We arrived in Memphis at last, and I began to think about me and my dead, stinking occupant's options. The words of his family rang in my ears. I had never been to Graceland. Perhaps we could visit and satisfy two dreams? Pulling out my city map as I drove, I found Elvis's home and pulled up to the gate, which was, of course, locked. He might have been home? (This was 1974, remember, three years before The King passed.) With no options ahead of me, I climbed out, left the car parked in the driveway in front of the gate, and with my hands planted in reverence on the cold musical-notated metal,

expressed an impromptu homecoming for me and my dead companion. I managed to secure my dead pilgrim's hands at last securely to the gurney, for his closing short segment home to rest.

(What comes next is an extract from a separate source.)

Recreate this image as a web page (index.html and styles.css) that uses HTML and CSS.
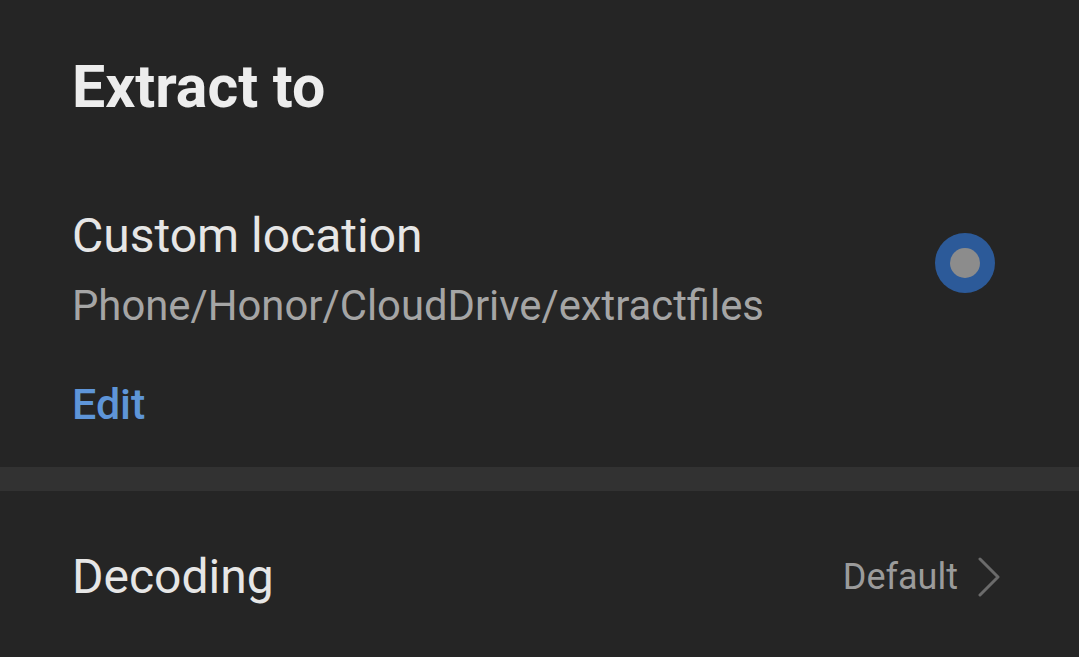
FILE: index.html
```html
<!DOCTYPE html>
<html>
<head>
<meta charset="utf-8">
<link rel="stylesheet" href="styles.css">
</head>
<body>
<div class="screen">
  <h1 class="title">Extract to</h1>
  <div class="option">
    <div class="option-text">
      <div class="option-name">Custom location</div>
      <div class="option-path">Phone/Honor/CloudDrive/extractfiles</div>
    </div>
    <div class="radio"><div class="radio-dot"></div></div>
  </div>
  <div class="edit">Edit</div>
  <div class="band"></div>
  <div class="row">
    <div class="row-name">Decoding</div>
    <div class="row-value">
      <span>Default</span>
      <svg class="chev" width="22" height="40" viewBox="0 0 22 40"><path d="M2 2 L20 20 L2 38" fill="none" stroke="#6b6b6b" stroke-width="3" stroke-linecap="round" stroke-linejoin="round"/></svg>
    </div>
  </div>
</div>
</body>
</html>
```

FILE: styles.css
```css
html, body {
  margin: 0;
  padding: 0;
  background: #252525;
}
body {
  font-family: Roboto, "Noto Sans", sans-serif;
  width: 1079px;
  height: 657px;
  overflow: hidden;
}
.screen {
  display: flex;
  flex-direction: column;
}
.title {
  margin: 0;
  padding: 52px 0 0 72px;
  font-size: 59px;
  font-weight: 700;
  color: #ededed;
  line-height: 70px;
}
.option {
  display: flex;
  align-items: flex-start;
  justify-content: space-between;
  padding: 0 84px 0 72px;
  margin-top: 84px;
}
.option-name {
  font-size: 48px;
  color: #e6e6e6;
  line-height: 60px;
}
.option-path {
  font-size: 41.8px;
  color: #a5a5a5;
  line-height: 50px;
  margin-top: 15px;
}
.radio {
  margin-top: 27px;
  width: 60px;
  height: 60px;
  border-radius: 50%;
  background: #2c5a99;
  display: flex;
  align-items: center;
  justify-content: center;
}
.radio-dot {
  width: 30px;
  height: 30px;
  border-radius: 50%;
  background: #8c8c8c;
}
.edit {
  padding-left: 72px;
  margin-top: 48px;
  font-size: 43px;
  font-weight: 500;
  color: #5e95d8;
  line-height: 50px;
}
.band {
  margin-top: 38px;
  height: 24px;
  background: #323232;
}
.row {
  display: flex;
  align-items: center;
  justify-content: space-between;
  padding: 56px 79px 0 72px;
}
.row-name {
  font-size: 48px;
  line-height: 60px;
  color: #e6e6e6;
}
.row-value {
  display: flex;
  align-items: center;
  gap: 20px;
  font-size: 36px;
  line-height: 44px;
  color: #9b9b9b;
}
.chev {
  display: block;
}
```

Ruth and I now find ourselves back in Memphis, and the memories flood back. This time, however, we are not driving a round trip with a dead man, but are destined for the Madison Hotel,

very upscale, downtown, and close to Beale Street, the center of tourist attraction. In this establishment we are mindbogglingly struggling with the contrast to our last few night's rest stop, the Riverside Hotel and associated Juke Joint jaunt. Its simplicity and lack of on-suite amenities, compared to our now luxurious king bedroom suite, with roof-top 24 hour penthouse overlooking the Mississippi River, was making our heads swim.

Our first town stop was at "The Pig," on Beale Street, renowned for BBQ. First a word about Beale. It pretty much sucks. Sorry, but if you've ever been to "Every Tourist Town USA," and visited the hot spots, you have seen Beale. Hooters, Hard Rock Cafe, T-shirt and cigar shops, horse carriage taxi rides, bars, musical venues of all sorts owned by famous personalities, selling cheap beer and patronized by camera-toting families with cranky kids. We had plans to visit a music spot on-street that night and pulled the plug to save our souls for a night-time old trolley car ride around the entire Memphis downtown district, no sidewalk barkers and hustlers to disturb the sweet, warm, moist night air. Previous to that we ate a fine meal at the hotel to avoid Beale's giant sucking sound and describe to our waiter, Jonathan (JP?), in passing our travel adventures. Taking the elevator up to our room afterward, a woman came on board and asked us if we were the couple traveling America writing. Apparently she had heard this from the waiter, who mentioned it to the bartender and to her. Later on the penthouse roof,

our tapster, Chris, after serving our drinks, asked the same question...news travels fast...all these folks got the blog link, and a quicky, quirky, cordial anecdote.

1 comment:

  1. I haven't been commenting, but I'm reading! Love love love this journey!